Scan the listing below and copy every line holding "table".

***

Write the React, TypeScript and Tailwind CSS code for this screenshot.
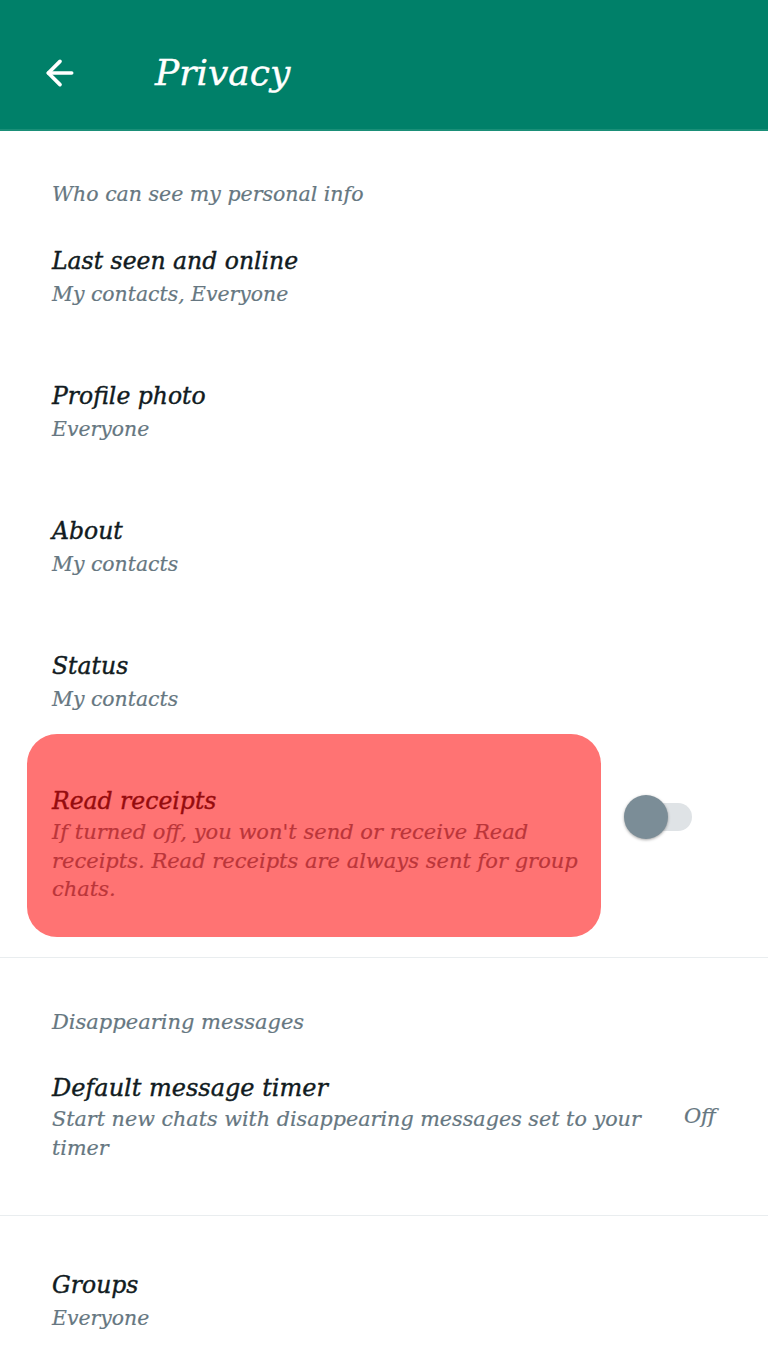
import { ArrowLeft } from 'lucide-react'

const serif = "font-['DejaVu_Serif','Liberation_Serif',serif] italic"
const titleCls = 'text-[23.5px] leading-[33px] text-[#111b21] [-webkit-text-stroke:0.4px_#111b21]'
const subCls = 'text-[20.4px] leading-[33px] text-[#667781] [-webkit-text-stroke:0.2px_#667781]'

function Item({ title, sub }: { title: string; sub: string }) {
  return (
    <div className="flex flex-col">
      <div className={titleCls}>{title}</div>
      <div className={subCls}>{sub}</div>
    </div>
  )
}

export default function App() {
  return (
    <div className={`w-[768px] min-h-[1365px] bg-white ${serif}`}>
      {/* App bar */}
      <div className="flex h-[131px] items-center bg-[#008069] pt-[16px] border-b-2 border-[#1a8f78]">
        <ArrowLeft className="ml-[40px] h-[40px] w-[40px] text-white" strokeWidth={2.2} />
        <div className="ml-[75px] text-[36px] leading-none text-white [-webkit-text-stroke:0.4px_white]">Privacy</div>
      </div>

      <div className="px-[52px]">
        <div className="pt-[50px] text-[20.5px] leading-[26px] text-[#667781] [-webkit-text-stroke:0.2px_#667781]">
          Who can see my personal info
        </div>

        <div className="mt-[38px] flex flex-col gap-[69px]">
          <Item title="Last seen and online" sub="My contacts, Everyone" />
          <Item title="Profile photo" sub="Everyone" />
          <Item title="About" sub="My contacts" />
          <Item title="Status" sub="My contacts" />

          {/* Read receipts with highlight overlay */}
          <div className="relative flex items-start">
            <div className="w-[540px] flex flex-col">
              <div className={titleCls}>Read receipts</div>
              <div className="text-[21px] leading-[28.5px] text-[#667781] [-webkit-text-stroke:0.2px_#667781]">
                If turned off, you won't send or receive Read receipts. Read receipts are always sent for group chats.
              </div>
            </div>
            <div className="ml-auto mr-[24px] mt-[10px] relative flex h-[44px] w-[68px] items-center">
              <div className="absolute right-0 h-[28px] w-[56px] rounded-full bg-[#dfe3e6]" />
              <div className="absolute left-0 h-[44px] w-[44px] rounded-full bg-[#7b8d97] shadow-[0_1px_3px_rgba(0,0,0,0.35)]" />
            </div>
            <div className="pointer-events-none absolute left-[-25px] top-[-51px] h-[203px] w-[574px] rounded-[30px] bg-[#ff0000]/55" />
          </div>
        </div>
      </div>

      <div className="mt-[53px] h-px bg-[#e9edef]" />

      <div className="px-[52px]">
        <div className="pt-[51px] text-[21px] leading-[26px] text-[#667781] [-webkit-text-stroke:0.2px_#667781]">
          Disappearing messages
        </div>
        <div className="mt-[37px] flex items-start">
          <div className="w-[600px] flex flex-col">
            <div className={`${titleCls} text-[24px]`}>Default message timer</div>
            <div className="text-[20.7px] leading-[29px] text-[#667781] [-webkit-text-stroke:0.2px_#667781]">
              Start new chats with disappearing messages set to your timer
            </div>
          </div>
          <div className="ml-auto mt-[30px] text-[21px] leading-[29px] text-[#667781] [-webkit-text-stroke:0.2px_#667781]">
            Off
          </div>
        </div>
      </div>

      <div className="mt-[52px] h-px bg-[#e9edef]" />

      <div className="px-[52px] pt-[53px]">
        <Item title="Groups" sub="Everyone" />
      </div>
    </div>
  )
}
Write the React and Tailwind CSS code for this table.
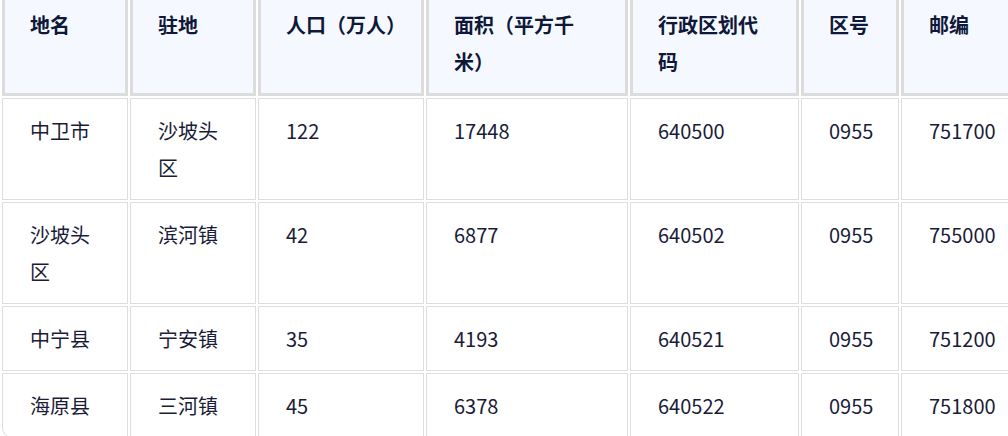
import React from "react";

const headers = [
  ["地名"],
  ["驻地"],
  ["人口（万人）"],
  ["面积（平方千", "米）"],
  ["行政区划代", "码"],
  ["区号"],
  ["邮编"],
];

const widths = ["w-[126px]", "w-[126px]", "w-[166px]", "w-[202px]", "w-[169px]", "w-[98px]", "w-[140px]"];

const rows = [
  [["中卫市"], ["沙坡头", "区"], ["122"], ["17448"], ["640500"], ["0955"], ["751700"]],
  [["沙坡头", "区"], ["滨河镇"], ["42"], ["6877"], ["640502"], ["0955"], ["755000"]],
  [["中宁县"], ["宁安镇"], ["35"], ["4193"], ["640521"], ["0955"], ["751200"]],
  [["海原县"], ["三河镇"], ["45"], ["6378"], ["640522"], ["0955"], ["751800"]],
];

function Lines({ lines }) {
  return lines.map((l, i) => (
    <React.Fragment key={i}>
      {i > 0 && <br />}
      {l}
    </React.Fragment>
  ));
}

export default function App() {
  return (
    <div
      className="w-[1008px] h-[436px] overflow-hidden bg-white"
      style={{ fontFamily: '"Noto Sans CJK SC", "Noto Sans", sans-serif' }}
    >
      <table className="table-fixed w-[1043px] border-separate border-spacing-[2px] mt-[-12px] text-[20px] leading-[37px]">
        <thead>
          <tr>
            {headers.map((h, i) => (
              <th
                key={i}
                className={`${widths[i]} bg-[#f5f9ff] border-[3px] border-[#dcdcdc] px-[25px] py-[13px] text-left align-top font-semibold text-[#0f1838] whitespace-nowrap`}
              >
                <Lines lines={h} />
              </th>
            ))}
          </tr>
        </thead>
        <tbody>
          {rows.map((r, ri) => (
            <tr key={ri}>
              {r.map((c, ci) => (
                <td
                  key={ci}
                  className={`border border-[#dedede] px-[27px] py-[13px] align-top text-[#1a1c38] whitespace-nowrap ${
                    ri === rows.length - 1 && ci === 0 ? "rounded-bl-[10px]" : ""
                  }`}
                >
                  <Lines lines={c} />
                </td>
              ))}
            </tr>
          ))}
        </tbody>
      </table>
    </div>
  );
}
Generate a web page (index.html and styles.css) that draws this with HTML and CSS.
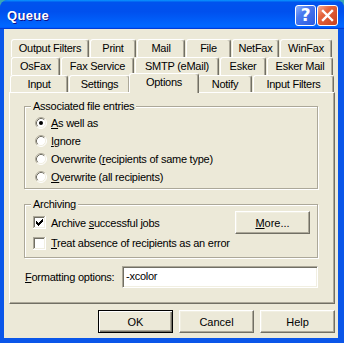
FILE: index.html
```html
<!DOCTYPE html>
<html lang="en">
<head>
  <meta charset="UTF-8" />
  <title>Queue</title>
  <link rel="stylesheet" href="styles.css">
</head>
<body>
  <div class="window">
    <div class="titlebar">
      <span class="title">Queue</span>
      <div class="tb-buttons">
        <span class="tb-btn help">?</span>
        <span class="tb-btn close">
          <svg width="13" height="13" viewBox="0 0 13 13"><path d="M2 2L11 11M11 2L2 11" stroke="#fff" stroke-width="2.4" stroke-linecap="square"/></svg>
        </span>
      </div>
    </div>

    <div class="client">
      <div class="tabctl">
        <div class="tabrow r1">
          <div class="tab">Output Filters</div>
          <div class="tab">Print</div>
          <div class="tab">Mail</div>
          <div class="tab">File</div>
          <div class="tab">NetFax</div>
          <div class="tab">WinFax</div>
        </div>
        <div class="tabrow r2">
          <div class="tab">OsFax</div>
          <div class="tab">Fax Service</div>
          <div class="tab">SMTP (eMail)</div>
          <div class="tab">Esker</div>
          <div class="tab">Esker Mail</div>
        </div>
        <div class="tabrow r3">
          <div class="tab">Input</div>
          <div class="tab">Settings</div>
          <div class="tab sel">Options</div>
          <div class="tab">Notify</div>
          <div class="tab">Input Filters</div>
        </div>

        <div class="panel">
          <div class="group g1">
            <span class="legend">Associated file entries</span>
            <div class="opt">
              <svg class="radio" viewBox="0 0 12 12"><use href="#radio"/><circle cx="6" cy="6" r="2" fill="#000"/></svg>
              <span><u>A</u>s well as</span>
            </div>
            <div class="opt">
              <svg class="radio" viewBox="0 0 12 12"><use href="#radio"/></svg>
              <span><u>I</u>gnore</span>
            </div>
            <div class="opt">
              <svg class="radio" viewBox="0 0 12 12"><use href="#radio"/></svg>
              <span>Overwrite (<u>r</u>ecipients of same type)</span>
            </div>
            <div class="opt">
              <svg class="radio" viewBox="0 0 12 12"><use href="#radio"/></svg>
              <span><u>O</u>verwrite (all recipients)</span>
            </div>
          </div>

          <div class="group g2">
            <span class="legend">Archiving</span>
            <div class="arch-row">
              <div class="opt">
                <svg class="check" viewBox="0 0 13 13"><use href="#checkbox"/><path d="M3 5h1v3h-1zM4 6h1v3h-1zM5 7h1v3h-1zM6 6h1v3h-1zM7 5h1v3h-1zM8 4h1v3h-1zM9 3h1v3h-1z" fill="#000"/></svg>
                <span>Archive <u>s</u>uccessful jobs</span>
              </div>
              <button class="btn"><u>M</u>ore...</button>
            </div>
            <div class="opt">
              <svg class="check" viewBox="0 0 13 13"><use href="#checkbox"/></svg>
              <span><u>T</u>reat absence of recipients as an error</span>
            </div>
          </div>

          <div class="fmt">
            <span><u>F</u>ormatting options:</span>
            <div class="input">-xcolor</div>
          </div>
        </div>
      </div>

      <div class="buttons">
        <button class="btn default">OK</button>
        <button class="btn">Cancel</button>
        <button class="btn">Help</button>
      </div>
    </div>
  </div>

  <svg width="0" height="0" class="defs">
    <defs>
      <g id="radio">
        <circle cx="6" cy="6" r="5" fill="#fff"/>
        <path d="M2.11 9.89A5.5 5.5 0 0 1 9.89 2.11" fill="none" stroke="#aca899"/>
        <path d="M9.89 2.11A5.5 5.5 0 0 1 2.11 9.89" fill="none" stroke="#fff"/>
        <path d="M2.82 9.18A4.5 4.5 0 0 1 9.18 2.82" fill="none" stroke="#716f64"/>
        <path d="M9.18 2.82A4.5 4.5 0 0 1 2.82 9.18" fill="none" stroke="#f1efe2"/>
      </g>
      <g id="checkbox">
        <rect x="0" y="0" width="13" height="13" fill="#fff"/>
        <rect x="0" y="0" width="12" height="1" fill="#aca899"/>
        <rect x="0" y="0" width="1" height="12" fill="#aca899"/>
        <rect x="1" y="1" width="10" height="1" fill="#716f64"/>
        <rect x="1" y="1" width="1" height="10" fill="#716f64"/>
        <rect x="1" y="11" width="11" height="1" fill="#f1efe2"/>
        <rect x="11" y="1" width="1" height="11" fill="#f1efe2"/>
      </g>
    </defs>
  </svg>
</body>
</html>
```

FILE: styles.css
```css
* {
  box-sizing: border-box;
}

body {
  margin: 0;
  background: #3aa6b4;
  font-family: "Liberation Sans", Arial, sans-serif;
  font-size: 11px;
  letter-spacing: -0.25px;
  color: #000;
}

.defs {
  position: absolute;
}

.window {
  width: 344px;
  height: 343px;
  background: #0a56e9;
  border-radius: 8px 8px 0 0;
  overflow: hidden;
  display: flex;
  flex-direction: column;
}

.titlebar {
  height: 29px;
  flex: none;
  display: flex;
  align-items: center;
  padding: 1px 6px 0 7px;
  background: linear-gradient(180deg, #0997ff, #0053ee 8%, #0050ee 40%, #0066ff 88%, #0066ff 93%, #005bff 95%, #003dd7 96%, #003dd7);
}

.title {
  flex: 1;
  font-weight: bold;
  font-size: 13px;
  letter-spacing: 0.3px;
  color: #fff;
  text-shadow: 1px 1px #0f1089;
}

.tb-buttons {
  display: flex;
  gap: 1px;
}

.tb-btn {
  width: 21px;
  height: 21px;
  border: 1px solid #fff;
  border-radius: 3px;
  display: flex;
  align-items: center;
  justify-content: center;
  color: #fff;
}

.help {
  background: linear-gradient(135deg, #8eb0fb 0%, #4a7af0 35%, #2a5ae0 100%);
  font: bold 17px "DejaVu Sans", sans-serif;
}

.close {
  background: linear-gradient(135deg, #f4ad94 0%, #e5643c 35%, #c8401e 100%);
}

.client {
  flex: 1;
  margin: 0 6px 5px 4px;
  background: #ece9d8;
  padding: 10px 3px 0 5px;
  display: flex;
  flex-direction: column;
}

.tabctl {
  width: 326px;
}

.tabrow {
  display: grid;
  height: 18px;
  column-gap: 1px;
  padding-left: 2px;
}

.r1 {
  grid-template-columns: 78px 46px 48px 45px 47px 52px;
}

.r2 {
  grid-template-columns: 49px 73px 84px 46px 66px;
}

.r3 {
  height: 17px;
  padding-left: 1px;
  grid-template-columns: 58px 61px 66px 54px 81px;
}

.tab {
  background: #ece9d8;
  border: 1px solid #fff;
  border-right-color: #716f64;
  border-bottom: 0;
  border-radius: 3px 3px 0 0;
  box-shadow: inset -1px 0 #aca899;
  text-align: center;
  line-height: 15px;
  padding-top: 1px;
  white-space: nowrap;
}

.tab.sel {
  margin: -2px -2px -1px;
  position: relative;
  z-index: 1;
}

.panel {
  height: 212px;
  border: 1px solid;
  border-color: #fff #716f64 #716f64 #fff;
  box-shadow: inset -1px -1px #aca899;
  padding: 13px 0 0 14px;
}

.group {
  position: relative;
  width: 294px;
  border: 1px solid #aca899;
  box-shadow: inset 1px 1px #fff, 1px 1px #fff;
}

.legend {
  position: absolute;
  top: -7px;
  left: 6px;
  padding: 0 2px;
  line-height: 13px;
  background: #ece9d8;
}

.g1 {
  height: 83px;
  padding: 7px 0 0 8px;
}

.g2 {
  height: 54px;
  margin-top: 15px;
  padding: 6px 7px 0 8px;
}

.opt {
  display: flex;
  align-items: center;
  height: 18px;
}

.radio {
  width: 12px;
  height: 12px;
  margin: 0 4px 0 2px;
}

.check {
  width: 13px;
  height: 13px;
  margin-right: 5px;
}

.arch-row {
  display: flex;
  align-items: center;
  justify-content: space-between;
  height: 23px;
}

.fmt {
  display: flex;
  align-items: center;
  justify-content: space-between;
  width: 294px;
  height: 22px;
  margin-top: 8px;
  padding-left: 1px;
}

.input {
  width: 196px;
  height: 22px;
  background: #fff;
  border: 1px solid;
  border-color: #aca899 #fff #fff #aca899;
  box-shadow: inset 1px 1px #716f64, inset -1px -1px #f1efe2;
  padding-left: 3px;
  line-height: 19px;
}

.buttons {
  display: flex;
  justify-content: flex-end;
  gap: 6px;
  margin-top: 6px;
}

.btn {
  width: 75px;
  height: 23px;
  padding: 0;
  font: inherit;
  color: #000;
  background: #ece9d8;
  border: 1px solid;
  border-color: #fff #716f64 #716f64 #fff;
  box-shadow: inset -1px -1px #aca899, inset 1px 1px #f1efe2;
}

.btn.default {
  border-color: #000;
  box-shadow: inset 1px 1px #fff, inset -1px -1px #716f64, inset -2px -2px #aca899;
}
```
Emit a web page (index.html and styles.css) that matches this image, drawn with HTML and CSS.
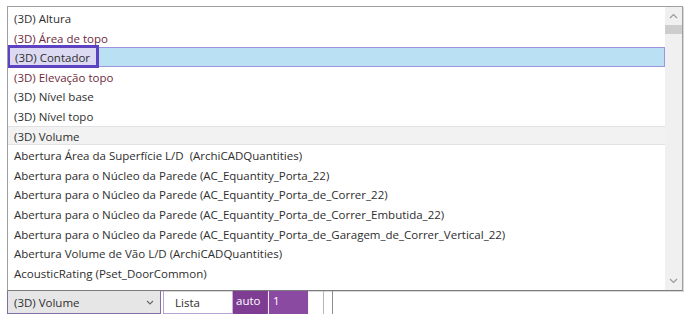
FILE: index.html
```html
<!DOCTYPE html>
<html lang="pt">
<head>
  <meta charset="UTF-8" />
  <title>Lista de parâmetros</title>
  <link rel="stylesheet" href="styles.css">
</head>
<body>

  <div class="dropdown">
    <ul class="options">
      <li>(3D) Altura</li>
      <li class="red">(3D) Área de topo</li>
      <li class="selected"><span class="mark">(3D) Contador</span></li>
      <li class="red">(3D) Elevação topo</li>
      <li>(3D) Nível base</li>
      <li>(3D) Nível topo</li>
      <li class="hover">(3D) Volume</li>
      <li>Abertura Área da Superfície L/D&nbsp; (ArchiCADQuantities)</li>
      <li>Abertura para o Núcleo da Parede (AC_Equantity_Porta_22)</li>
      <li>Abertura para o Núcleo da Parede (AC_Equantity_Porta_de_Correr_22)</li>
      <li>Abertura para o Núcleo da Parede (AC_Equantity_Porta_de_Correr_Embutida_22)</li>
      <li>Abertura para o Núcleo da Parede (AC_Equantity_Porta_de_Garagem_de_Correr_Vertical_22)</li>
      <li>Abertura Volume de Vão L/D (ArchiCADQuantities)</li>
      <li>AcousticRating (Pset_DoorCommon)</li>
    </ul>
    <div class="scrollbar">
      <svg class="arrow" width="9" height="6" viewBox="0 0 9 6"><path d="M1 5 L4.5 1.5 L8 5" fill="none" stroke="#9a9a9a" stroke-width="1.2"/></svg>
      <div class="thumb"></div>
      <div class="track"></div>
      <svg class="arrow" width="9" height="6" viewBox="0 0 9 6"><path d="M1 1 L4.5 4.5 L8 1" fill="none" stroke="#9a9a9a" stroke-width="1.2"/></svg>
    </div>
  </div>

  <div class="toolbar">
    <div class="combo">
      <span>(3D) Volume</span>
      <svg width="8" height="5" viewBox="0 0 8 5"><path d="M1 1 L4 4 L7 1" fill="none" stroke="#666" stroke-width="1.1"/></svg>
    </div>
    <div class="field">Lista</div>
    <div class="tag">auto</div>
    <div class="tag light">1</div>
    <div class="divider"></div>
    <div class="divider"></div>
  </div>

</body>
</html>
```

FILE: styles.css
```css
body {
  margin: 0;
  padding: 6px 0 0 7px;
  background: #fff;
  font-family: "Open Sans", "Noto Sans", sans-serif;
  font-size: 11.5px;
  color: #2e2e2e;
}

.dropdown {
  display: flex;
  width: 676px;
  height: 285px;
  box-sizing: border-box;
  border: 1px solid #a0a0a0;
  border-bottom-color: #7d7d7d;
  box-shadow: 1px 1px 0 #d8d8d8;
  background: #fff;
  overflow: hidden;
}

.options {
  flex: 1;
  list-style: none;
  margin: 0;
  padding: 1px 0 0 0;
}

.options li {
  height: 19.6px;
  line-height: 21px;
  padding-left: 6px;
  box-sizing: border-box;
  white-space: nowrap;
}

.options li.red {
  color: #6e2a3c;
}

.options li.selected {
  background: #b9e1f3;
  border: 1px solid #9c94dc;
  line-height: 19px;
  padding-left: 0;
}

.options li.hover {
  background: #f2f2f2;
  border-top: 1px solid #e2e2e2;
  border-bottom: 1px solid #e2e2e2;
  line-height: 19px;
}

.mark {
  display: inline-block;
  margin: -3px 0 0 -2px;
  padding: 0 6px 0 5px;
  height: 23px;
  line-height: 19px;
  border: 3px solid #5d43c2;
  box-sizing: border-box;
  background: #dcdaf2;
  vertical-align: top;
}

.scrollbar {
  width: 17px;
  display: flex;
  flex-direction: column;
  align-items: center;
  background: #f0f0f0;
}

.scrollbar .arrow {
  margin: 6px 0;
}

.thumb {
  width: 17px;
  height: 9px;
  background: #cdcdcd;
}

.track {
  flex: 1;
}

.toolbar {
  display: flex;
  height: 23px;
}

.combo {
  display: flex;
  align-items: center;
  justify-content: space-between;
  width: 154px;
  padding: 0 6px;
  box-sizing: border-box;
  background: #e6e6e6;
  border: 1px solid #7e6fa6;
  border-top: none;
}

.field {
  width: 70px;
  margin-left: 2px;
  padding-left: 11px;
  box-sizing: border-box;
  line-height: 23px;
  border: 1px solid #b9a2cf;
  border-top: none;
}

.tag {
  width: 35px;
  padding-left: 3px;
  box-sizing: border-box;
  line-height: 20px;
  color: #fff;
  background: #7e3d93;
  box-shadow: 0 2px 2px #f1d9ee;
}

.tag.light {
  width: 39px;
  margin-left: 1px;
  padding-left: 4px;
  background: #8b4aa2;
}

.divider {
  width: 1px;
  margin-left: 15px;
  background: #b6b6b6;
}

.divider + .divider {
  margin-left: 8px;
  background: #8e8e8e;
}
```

***

▸ **Response to the task**:
Write the React and Tailwind CSS code for this table.
      <table className="table-fixed w-[1043px] border-separate border-spacing-[2px] mt-[-12px] text-[20px] leading-[37px]">
      </table>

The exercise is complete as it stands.